Located in Miramar on the corner of Camino Ruiz and Miralani Drive, the district features a variety of businesses with all craft products made onsite. Members include wineries Charlie & Echo and India Street Winery, Setting Sun Sake, Serpentine Cider, Mr. G’s Salsa, Deli Sushi & Desserts, along with craft breweries Align Brewing Company, Protector Brewery, Thunderhawk Alements and 2Kids Brewing Co.
Two district movers and shakers, Eric Van Drunen of Charlie & Echo Wine and Dan Denison of India Street Winery talked to PACIFIC about the genesis of Miralani Makers District, which San Diego wines to try, and their perfect wine and food pairing.
How did you first become involved with forming the Miralani Makers District?
ERIC VAN DRUNEN: When we moved into our new location in May, we started chatting with the other craft producers about promoting the area as a destination, since together we have all the craft beverage bases covered — beer, wine, cider, mead, sake, and hopefully soon a distiller. It wasn’t really any one person’s idea — we’ve all been collectively on board with working together to promote the district.
DAN DENISON: It wasn’t hard to see that something unique was happening and I think the same light bulb went off over all the owners’ heads simultaneously. At the first meeting I’ve never seen such cooperation and agreement. Every decision about the direction of Miralani Makers District (MMD) seems to be made so easily.
What’s the relationship between all of the businesses?
Van Drunen: We are all separate small businesses with the common bond of craft. We’ve already hosted a pub crawl for a non-profit and are collaborating on the upcoming San Diego Beer Week — even though we’re a winery, we’ve got a sparkling sour that’s very similar to a fruit lambic beer.
Van Drunen: I’d say Zinfandel. It was my first wine love. When it’s done a little lean with good pepper notes, it’s hard to beat, and it is California’s wine grape.
For someone who’s never tried a San Diego-made wine, what would you recommend trying first?
Van Drunen: Most generally, I’d say Syrah. It grows well here in San Diego County with a range of expressions, and most wineries do a good job with it. Specifically, I’d say our 2015 Trinity Sparkling Sangiovese Rosé. Crisp, dry, refreshing — it goes great with our weather and can really surprise people with what can be grown and made in San Diego
Denison: Henry James called Southern California “Italy waiting for a history.” The grapes that grow best down here are the Mediterranean varietal. We can do better Barbera and Sangiovese then anywhere in California. A couple of the best kept secrets are the quality of our Sauvignon Blanc and Cab Franc.
Denison: I love to pair Barbera with food off the barbecue — cheeseburgers, ribs, sausages. The high acidity of the wine cleanses the palate from all the grease of the food. It’s what we call a “bright red” — so it will be fruit forward with low tannins. I call it the “beer of wines.”

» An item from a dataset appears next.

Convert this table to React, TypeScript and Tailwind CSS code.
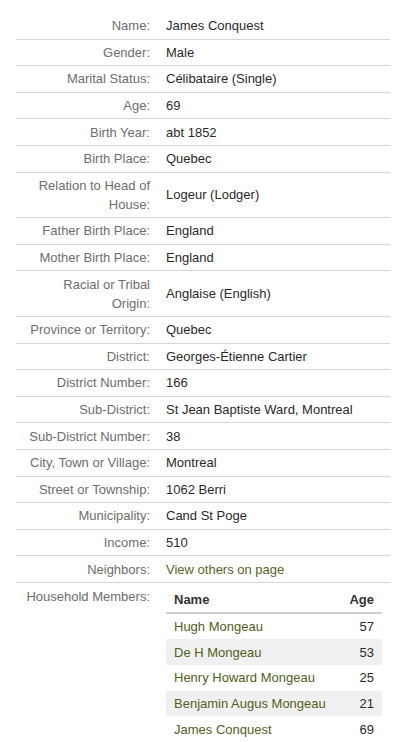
import React from "react";

const rows: { label: string; value: string; link?: boolean }[] = [
  { label: "Name:", value: "James Conquest" },
  { label: "Gender:", value: "Male" },
  { label: "Marital Status:", value: "Célibataire (Single)" },
  { label: "Age:", value: "69" },
  { label: "Birth Year:", value: "abt 1852" },
  { label: "Birth Place:", value: "Quebec" },
  { label: "Relation to Head of House:", value: "Logeur (Lodger)" },
  { label: "Father Birth Place:", value: "England" },
  { label: "Mother Birth Place:", value: "England" },
  { label: "Racial or Tribal Origin:", value: "Anglaise (English)" },
  { label: "Province or Territory:", value: "Quebec" },
  { label: "District:", value: "Georges-Étienne Cartier" },
  { label: "District Number:", value: "166" },
  { label: "Sub-District:", value: "St Jean Baptiste Ward, Montreal" },
  { label: "Sub-District Number:", value: "38" },
  { label: "City, Town or Village:", value: "Montreal" },
  { label: "Street or Township:", value: "1062 Berri" },
  { label: "Municipality:", value: "Cand St Poge" },
  { label: "Income:", value: "510" },
  { label: "Neighbors:", value: "View others on page", link: true },
];

const members = [
  { name: "Hugh Mongeau", age: "57" },
  { name: "De H Mongeau", age: "53" },
  { name: "Henry Howard Mongeau", age: "25" },
  { name: "Benjamin Augus Mongeau", age: "21" },
  { name: "James Conquest", age: "69" },
];

export default function App() {
  return (
    <div
      className="w-[402px] h-[742px] bg-white overflow-hidden pt-[13px] pl-[16px] pr-[12px] text-[13px] leading-[19px]"
      style={{ fontFamily: '"Liberation Sans", Arial, sans-serif' }}
    >
      {rows.map((r, i) => (
        <div key={i} className="flex items-center border-b border-[#d6d6d6]">
          <div className="w-[134px] shrink-0 pl-[9px] py-[3.3px] text-right text-[#6e6e6e]">
            {r.label}
          </div>
          <div
            className={
              "pl-[16px] py-[3.3px] " +
              (r.link ? "text-[#56661f]" : "text-[#2a2a2a]")
            }
          >
            {r.value}
          </div>
        </div>
      ))}
      <div className="flex items-start">
        <div className="w-[134px] shrink-0 pl-[9px] py-[4px] text-right text-[#6e6e6e]">
          Household Members:
        </div>
        <div className="ml-[16px] w-[216px] pt-[4px]">
          <div className="flex justify-between px-[8px] pt-[3px] pb-[3px] border-b-2 border-[#d0d0d0] font-bold text-[#333333]">
            <span>Name</span>
            <span>Age</span>
          </div>
          {members.map((m, i) => (
            <div
              key={i}
              className={
                "flex justify-between px-[8px] py-[3.3px] " +
                (i % 2 === 1 ? "bg-[#f0f0f0]" : "bg-white")
              }
            >
              <span className="text-[#52601d]">{m.name}</span>
              <span className="text-[#2a2a2a]">{m.age}</span>
            </div>
          ))}
        </div>
      </div>
    </div>
  );
}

Van Drunen: Our 2014 The Alchemist port-style wine and N.Y. cheesecake. The orange peel and spice notes of the wine marry with cheese flavors, while the sweet and astringent textures of the wine balance out with the sweet and savory characteristics of the cheesecake.
What’s up next for the district?
Van Drunen: Many of the makers in the district are celebrating their grand openings or first years in the upcoming months. We’re completing a logo for the district now, and will be getting some road signage along with poster-size directory maps for all the businesses. We’ll also be putting together a social media presence for the district.